-- BEGIN --
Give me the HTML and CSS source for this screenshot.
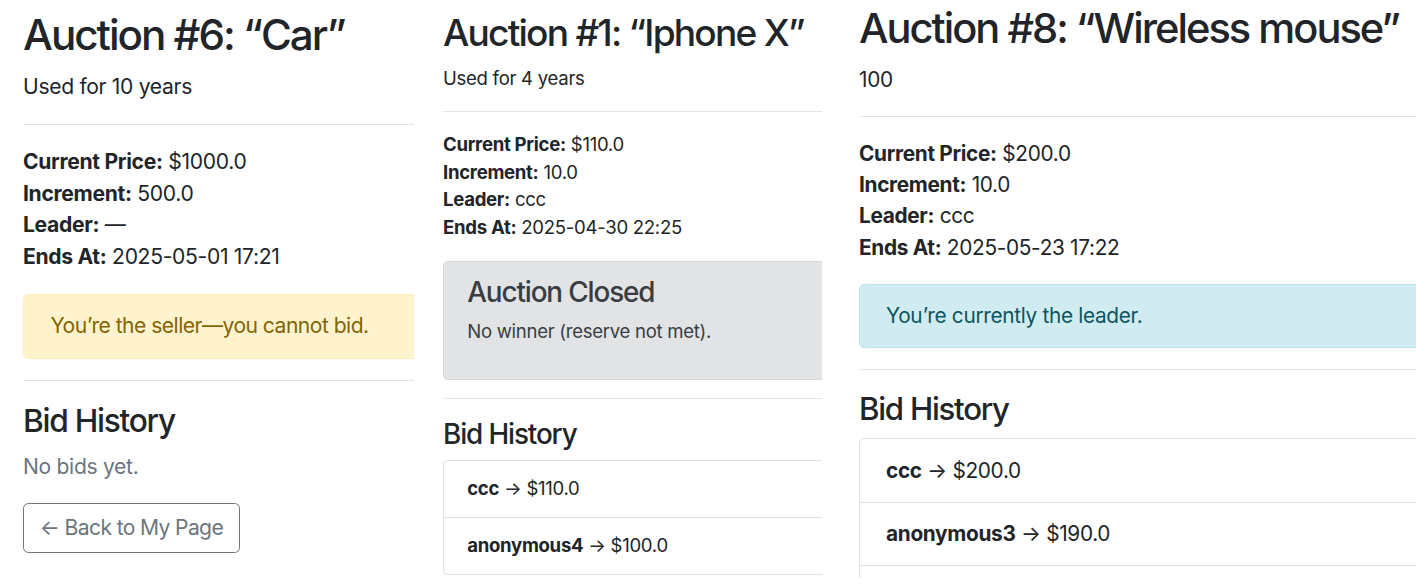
-- END --
-- BEGIN --
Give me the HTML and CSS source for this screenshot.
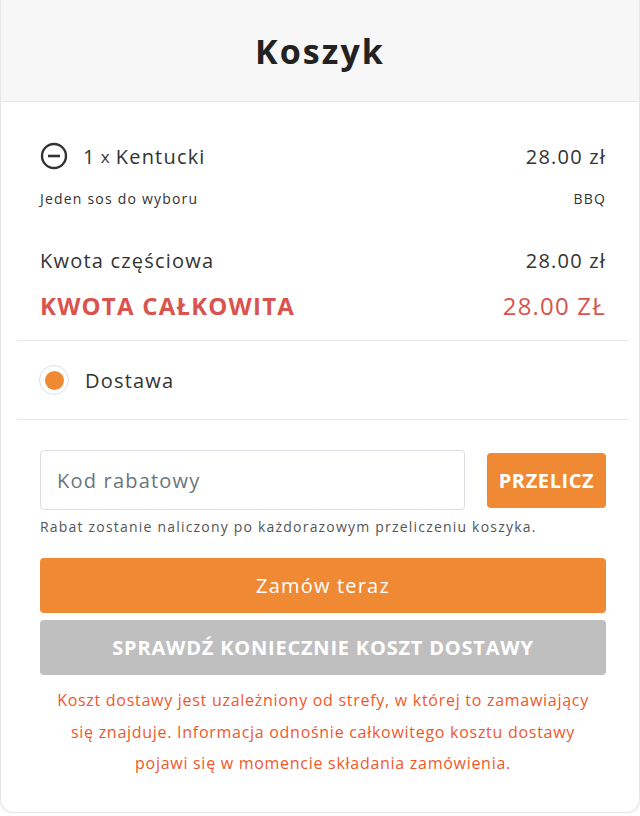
-- END --
-- BEGIN --
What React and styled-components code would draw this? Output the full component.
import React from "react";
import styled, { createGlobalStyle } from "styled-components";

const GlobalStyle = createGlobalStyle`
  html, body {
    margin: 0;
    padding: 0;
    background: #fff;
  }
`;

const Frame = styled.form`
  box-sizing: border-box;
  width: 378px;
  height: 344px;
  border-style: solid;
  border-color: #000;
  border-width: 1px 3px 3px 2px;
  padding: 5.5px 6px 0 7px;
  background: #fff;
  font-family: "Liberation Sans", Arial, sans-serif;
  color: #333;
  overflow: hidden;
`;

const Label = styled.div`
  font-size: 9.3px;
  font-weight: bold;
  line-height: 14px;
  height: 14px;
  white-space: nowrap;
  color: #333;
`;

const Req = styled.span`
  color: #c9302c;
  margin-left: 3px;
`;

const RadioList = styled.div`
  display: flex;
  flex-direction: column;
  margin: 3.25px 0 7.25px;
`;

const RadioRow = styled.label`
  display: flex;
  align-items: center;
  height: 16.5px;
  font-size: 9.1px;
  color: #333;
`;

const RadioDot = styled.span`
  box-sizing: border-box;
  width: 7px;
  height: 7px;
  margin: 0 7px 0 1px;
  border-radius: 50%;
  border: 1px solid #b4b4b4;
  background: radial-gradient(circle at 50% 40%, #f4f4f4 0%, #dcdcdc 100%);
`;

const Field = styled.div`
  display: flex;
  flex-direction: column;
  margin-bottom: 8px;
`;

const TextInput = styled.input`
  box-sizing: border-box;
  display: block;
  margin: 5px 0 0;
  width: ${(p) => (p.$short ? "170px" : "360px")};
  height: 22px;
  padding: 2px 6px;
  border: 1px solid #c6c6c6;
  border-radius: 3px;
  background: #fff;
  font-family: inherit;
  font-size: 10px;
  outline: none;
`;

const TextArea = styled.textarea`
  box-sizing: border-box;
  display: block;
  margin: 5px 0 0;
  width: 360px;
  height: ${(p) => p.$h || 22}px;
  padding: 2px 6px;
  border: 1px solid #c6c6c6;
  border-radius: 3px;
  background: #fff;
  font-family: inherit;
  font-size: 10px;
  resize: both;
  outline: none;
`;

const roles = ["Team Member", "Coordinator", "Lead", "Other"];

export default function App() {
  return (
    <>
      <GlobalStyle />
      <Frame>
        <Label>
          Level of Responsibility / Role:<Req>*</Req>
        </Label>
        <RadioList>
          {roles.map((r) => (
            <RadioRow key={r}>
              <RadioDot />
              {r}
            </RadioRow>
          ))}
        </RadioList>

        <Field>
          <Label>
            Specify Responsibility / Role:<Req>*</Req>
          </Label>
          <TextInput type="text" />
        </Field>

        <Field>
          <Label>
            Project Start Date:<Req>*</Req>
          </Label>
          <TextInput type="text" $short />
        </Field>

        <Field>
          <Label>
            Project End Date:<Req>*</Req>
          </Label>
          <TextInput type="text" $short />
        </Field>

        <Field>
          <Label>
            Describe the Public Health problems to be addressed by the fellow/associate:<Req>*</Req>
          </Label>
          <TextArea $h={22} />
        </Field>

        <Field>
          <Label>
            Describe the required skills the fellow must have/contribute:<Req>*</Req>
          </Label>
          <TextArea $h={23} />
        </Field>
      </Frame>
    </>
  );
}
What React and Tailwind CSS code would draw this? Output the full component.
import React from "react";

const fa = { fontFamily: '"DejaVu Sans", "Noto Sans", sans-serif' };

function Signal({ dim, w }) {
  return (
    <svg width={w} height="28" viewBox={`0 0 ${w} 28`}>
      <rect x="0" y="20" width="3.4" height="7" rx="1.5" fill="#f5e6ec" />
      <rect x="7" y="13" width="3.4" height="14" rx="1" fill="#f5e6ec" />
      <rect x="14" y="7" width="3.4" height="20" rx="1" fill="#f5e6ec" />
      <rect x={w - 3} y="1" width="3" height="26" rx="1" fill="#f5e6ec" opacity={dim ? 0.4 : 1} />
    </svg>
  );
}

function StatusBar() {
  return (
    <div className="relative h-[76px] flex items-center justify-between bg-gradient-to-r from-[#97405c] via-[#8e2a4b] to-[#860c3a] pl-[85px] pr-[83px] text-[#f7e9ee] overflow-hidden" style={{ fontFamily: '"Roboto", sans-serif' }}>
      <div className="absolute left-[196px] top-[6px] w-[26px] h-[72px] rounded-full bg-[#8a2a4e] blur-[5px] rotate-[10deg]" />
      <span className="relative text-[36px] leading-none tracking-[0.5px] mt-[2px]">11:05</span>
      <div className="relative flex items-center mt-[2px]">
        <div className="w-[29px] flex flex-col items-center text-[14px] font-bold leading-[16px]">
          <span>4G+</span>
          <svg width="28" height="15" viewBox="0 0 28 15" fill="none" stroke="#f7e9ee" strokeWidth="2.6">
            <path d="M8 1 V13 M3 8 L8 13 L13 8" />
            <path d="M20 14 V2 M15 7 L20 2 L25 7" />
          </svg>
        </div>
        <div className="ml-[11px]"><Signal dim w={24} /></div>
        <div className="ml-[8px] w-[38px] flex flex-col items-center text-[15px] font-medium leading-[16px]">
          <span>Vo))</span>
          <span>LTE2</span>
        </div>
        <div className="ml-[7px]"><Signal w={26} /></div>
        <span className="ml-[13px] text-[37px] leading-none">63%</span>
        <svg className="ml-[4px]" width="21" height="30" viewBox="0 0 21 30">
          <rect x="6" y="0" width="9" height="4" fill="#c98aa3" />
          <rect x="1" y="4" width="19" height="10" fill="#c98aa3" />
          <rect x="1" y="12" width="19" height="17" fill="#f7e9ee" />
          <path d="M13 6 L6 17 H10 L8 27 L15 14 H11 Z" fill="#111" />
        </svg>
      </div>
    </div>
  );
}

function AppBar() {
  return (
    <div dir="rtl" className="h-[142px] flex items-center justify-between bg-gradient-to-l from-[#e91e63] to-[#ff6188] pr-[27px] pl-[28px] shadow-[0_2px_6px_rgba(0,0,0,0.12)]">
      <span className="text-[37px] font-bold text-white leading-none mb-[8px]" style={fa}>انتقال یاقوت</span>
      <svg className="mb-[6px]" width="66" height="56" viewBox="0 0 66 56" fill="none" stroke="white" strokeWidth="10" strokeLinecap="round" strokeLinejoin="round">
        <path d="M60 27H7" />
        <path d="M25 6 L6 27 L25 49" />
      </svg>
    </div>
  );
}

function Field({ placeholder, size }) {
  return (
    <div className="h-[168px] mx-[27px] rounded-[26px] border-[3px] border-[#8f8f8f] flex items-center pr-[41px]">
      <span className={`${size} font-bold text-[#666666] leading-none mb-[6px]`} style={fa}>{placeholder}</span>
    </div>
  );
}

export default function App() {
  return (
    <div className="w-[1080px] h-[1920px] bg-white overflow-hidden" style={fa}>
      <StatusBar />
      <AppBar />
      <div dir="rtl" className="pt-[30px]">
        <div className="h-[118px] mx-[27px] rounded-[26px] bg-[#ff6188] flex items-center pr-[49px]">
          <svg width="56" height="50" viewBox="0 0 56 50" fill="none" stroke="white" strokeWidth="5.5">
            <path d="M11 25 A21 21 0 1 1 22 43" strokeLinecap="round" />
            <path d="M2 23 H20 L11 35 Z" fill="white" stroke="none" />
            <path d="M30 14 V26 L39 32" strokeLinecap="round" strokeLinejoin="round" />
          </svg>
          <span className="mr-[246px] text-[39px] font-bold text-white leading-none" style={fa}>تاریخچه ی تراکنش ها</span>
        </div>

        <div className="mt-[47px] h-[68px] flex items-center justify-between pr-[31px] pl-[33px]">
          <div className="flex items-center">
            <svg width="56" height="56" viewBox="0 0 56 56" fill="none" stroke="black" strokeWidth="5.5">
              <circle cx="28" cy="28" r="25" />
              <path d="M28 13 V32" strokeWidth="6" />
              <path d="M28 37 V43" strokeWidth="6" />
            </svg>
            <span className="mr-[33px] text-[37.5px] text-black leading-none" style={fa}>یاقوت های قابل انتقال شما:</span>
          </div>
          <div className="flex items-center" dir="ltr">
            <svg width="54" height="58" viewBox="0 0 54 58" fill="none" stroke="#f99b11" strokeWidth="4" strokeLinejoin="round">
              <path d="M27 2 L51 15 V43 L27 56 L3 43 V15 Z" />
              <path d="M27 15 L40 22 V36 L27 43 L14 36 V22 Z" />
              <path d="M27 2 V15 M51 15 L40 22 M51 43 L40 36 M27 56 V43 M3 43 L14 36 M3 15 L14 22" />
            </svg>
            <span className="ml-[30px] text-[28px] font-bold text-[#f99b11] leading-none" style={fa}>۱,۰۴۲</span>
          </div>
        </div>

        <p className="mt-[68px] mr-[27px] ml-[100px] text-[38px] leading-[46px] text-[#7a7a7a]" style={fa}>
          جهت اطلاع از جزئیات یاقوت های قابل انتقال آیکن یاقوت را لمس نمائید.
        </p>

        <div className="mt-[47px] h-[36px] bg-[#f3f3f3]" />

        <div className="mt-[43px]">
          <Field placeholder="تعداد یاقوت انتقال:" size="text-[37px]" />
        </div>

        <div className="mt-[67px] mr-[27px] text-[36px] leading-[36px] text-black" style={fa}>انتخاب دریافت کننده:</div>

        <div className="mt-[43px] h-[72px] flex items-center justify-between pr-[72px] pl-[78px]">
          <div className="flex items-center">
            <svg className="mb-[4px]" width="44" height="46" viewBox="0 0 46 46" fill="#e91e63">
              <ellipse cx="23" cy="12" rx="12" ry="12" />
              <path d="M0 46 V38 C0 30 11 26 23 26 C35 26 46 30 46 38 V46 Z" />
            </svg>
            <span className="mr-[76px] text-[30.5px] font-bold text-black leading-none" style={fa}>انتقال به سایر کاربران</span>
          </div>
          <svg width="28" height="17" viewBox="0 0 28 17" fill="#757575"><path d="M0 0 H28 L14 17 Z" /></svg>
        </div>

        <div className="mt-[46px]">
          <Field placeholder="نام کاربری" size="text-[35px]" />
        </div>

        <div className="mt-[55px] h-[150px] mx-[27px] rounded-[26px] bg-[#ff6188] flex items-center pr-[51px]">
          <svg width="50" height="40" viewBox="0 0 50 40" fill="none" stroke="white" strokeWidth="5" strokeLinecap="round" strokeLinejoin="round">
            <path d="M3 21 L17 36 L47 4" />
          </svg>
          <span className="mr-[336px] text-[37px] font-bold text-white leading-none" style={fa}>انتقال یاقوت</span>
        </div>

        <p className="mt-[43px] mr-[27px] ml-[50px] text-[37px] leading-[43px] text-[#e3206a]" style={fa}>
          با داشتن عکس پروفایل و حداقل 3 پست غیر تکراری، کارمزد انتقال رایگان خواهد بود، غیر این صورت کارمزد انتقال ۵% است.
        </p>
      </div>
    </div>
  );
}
-- END --
_What is needed_
Using the listing above, pull out all lines that hold the word "components".

_In response_
What React and styled-components code would draw this? Output the full component.
import styled, { createGlobalStyle } from "styled-components";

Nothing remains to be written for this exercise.